We have an 18 to 25 trust, covering four children. Two of the four have are over 18, and the trustees want to make a part payment to one of them. We have to calculate the exit charge.
The examples I can find all relate to a single beneficiary, not the multiple beneficiaries we have here. This cannot be an unusual situation (although I have not come across it before) so I hope someone can answer this, or point me towards an answer.
I understand that, in calculating the charge, we are looking at the value at the date of death, not the current value.
However, in calculating the exit charge, are we bringing into account
a. only the 1/4 share of the beneficiary receiving the payment, or
b. that share plus the share of the other child who has reached 18, as these are the parts of the fund now being treated as relevant property, or
c. the whole trust fund, including the shares of the two children who have not reached 18?
Colemans Solicitors LLP
I believe you calculate the effective rate using the value of the whole trust at the time it became relevant property.
Then apply this effective rate to the amount being appointed to the beneficiary, apportioning the tax for the number of whole quarters from that date the beneficiary attained 18 yrs to the date of the appointment (n/40 where n is the number of quarters from 18 yrs to the appointment)
New Quadrant Partners Ltd
You are certainly right that the exit charge has to be calculated on the basis of the date of death value. As I read IHTA s71F(9) you have to bring in the other shares which are within the 18-25 rules, again at date of death value, but I wouldn’t bet my house on the fact.

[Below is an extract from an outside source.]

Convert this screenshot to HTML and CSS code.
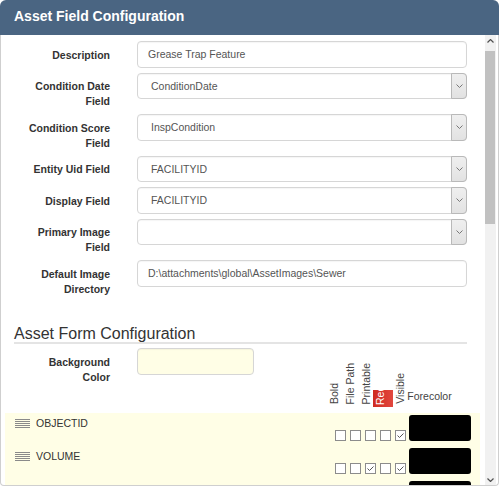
FILE: index.html
```html
<!DOCTYPE html>
<html>
<head>
<meta charset="utf-8">
<link rel="stylesheet" href="styles.css">
</head>
<body>
<div class="panel">
  <div class="header">Asset Field Configuration</div>
  <div class="body">
    <div class="content">
      <div class="frow">
        <div class="flabel">Description</div>
        <div class="input">Grease Trap Feature</div>
      </div>
      <div class="frow">
        <div class="flabel">Condition Date Field</div>
        <div class="input select"><span class="val">ConditionDate</span><span class="arrow"><svg width="7" height="4" viewBox="0 0 7 4"><polyline points="0.5,0.5 3.5,3.5 6.5,0.5" fill="none" stroke="#777" stroke-width="1"/></svg></span></div>
      </div>
      <div class="frow">
        <div class="flabel">Condition Score Field</div>
        <div class="input select"><span class="val">InspCondition</span><span class="arrow"><svg width="7" height="4" viewBox="0 0 7 4"><polyline points="0.5,0.5 3.5,3.5 6.5,0.5" fill="none" stroke="#777" stroke-width="1"/></svg></span></div>
      </div>
      <div class="frow">
        <div class="flabel">Entity Uid Field</div>
        <div class="input select"><span class="val">FACILITYID</span><span class="arrow"><svg width="7" height="4" viewBox="0 0 7 4"><polyline points="0.5,0.5 3.5,3.5 6.5,0.5" fill="none" stroke="#777" stroke-width="1"/></svg></span></div>
      </div>
      <div class="frow">
        <div class="flabel">Display Field</div>
        <div class="input select"><span class="val">FACILITYID</span><span class="arrow"><svg width="7" height="4" viewBox="0 0 7 4"><polyline points="0.5,0.5 3.5,3.5 6.5,0.5" fill="none" stroke="#777" stroke-width="1"/></svg></span></div>
      </div>
      <div class="frow">
        <div class="flabel">Primary Image Field</div>
        <div class="input select"><span class="val"></span><span class="arrow"><svg width="7" height="4" viewBox="0 0 7 4"><polyline points="0.5,0.5 3.5,3.5 6.5,0.5" fill="none" stroke="#777" stroke-width="1"/></svg></span></div>
      </div>
      <div class="frow">
        <div class="flabel">Default Image Directory</div>
        <div class="input">D:\attachments\global\AssetImages\Sewer</div>
      </div>

      <div class="legend">Asset Form Configuration</div>

      <div class="bgsec">
        <div class="flabel">Background Color</div>
        <div class="input bginput"></div>
        <div class="colheads">
          <div class="vl">Bold</div>
          <div class="vl gap">File Path</div>
          <div class="vl gap">Printable</div>
          <div class="req">Required</div>
          <div class="vl">Visible</div>
          <div class="fchead">Forecolor</div>
        </div>
      </div>

      <div class="list">
        <div class="lrow">
          <svg class="drag" width="15" height="9" viewBox="0 0 15 9"><g stroke="#8a8a8a" stroke-width="1"><line x1="0" y1="0.5" x2="15" y2="0.5"/><line x1="0" y1="2.5" x2="15" y2="2.5"/><line x1="0" y1="4.5" x2="15" y2="4.5"/><line x1="0" y1="6.5" x2="15" y2="6.5"/><line x1="0" y1="8.5" x2="15" y2="8.5"/></g></svg>
          <span class="name">OBJECTID</span>
          <div class="checks">
            <span class="cb"></span><span class="cb"></span><span class="cb"></span><span class="cb"></span>
            <span class="cb"><svg width="9" height="9" viewBox="0 0 9 9"><polyline points="1.5,4.5 3.5,6.5 7.5,2.5" fill="none" stroke="#555" stroke-width="1"/></svg></span>
          </div>
          <div class="fc"></div>
        </div>
        <div class="lrow">
          <svg class="drag" width="15" height="9" viewBox="0 0 15 9"><g stroke="#8a8a8a" stroke-width="1"><line x1="0" y1="0.5" x2="15" y2="0.5"/><line x1="0" y1="2.5" x2="15" y2="2.5"/><line x1="0" y1="4.5" x2="15" y2="4.5"/><line x1="0" y1="6.5" x2="15" y2="6.5"/><line x1="0" y1="8.5" x2="15" y2="8.5"/></g></svg>
          <span class="name">VOLUME</span>
          <div class="checks">
            <span class="cb"></span><span class="cb"></span>
            <span class="cb"><svg width="9" height="9" viewBox="0 0 9 9"><polyline points="1.5,4.5 3.5,6.5 7.5,2.5" fill="none" stroke="#555" stroke-width="1"/></svg></span>
            <span class="cb"></span>
            <span class="cb"><svg width="9" height="9" viewBox="0 0 9 9"><polyline points="1.5,4.5 3.5,6.5 7.5,2.5" fill="none" stroke="#555" stroke-width="1"/></svg></span>
          </div>
          <div class="fc"></div>
        </div>
        <div class="lrow">
          <svg class="drag" width="15" height="9" viewBox="0 0 15 9"><g stroke="#8a8a8a" stroke-width="1"><line x1="0" y1="0.5" x2="15" y2="0.5"/><line x1="0" y1="2.5" x2="15" y2="2.5"/><line x1="0" y1="4.5" x2="15" y2="4.5"/><line x1="0" y1="6.5" x2="15" y2="6.5"/><line x1="0" y1="8.5" x2="15" y2="8.5"/></g></svg>
          <span class="name">ESTABLISHMENT</span>
          <div class="checks">
            <span class="cb"></span><span class="cb"></span><span class="cb"></span><span class="cb"></span><span class="cb"></span>
          </div>
          <div class="fc"></div>
        </div>
      </div>
    </div>
    <div class="scrollbar">
      <div class="sb-btn"><svg width="7" height="4" viewBox="0 0 7 4"><polyline points="0.5,3.5 3.5,0.5 6.5,3.5" fill="none" stroke="#505050" stroke-width="1.2"/></svg></div>
      <div class="sb-thumb"></div>
      <div class="sb-track"></div>
      <div class="sb-btn"><svg width="7" height="4" viewBox="0 0 7 4"><polyline points="0.5,0.5 3.5,3.5 6.5,0.5" fill="none" stroke="#505050" stroke-width="1.2"/></svg></div>
    </div>
  </div>
</div>
</body>
</html>
```

FILE: styles.css
```css
* { box-sizing: border-box; }
body {
  margin: 0;
  background: #fff;
  font-family: "Liberation Sans", Arial, sans-serif;
}
.panel {
  width: 499px;
  height: 486px;
  display: flex;
  flex-direction: column;
}
.header {
  height: 35px;
  flex: none;
  background: #4a6582;
  color: #fff;
  font-weight: bold;
  font-size: 14px;
  line-height: 16px;
  padding: 8px 14px 0;
  border-radius: 6px 6px 0 0;
}
.body {
  flex: 1;
  min-height: 0;
  display: flex;
  border: 1px solid #cfcfcf;
  border-top: none;
  border-radius: 0 0 4px 4px;
  overflow: hidden;
}
.content {
  flex: 1;
  min-width: 0;
  overflow: hidden;
  padding: 6px 18px 0 13px;
}
.frow {
  display: flex;
  margin-bottom: 5px;
}
.flabel {
  width: 96px;
  flex: none;
  padding-left: 8px;
  padding-top: 6.5px;
  text-align: right;
  font-weight: bold;
  font-size: 10.5px;
  line-height: 15px;
  color: #333;
}
.input {
  flex: 1;
  margin-left: 27px;
  height: 26.5px;
  border: 1px solid #d6d6d6;
  border-radius: 4px;
  background: #fff;
  box-shadow: inset 0 1px 1px rgba(0,0,0,0.04);
  display: flex;
  align-items: center;
  padding-left: 10px;
  font-size: 10.5px;
  color: #555;
  white-space: nowrap;
}
.select { padding-left: 13px; }
.val { flex: 1; }
.arrow {
  align-self: stretch;
  width: 16px;
  margin: -1px -1px -1px 0;
  border: 1px solid #b9b9b9;
  border-radius: 0 4px 4px 0;
  background: linear-gradient(#efefef, #e2e2e2);
  display: flex;
  align-items: center;
  justify-content: center;
}
.legend {
  margin-top: 28.5px;
  font-size: 16px;
  line-height: 17px;
  color: #333;
  border-bottom: 2px solid #e4e4e4;
}
.bgsec {
  display: flex;
  align-items: flex-start;
  margin-top: 4px;
  height: 59px;
}
.bginput {
  flex: none;
  width: 117px;
  background: #fffee6;
}
.colheads {
  align-self: stretch;
  display: flex;
  align-items: flex-end;
  margin-left: 73.3px;
}
.vl {
  writing-mode: vertical-rl;
  transform: rotate(180deg);
  width: 14px;
  font-size: 10.5px;
  line-height: 14px;
  color: #444;
  white-space: nowrap;
  margin-bottom: 3px;
}
.vl.gap { margin-left: 2px; }
.req {
  writing-mode: vertical-rl;
  transform: rotate(180deg);
  width: 20px;
  height: 17px;
  overflow: hidden;
  padding-top: 2px;
  background: linear-gradient(to left, #cf2a20, #e2473d);
  color: #fff;
  font-size: 10.5px;
  line-height: 14px;
  white-space: nowrap;
}
.fchead {
  font-size: 10.5px;
  line-height: 15px;
  color: #444;
  margin-bottom: 3.5px;
}
.list {
  margin: 6px -13px 0 -9px;
  background: #fffee6;
  padding: 2px 9px 40px 10px;
}
.lrow {
  display: flex;
  align-items: flex-start;
  height: 26px;
  margin-bottom: 7px;
}
.drag {
  flex: none;
  margin-top: 3.5px;
}
.name {
  margin-left: 6px;
  font-size: 10.5px;
  line-height: 16px;
  color: #333;
}
.checks {
  margin-left: auto;
  align-self: flex-end;
  display: flex;
  gap: 4px;
}
.cb {
  width: 11px;
  height: 11px;
  border: 1px solid #8c8c8c;
  background: #fff;
  display: flex;
}
.fc {
  width: 62px;
  height: 26px;
  margin-left: 3px;
  background: #000;
  border-radius: 3px;
}
.scrollbar {
  width: 11px;
  flex: none;
  margin-right: 2px;
  background: #f1f1f1;
  display: flex;
  flex-direction: column;
}
.sb-btn {
  height: 11px;
  flex: none;
  display: flex;
  align-items: center;
  justify-content: center;
}
.sb-thumb {
  height: 173px;
  flex: none;
  margin: 5px 1px 0 0;
  background: #c1c1c1;
}
.sb-track { flex: 1; }
```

My only practical experience of an exit charge in a similar case seemed to show that HMRC did not understand these rules. And, of course, IHT100 and its sub-forms, which have, shamefully, never been updated to take account of the 2006 changes, let alone more recent changes, make no provision for them. As far as I am aware 18 to 25 trusts were ignored in the drawn out review of the relevant property rules a few years ago.
I suspect that, in practice, significant charges under the rules are fairly rare, because, where valuable assets are involved, most settlors and trustees will have arranged not to give young adults outright interests at 25.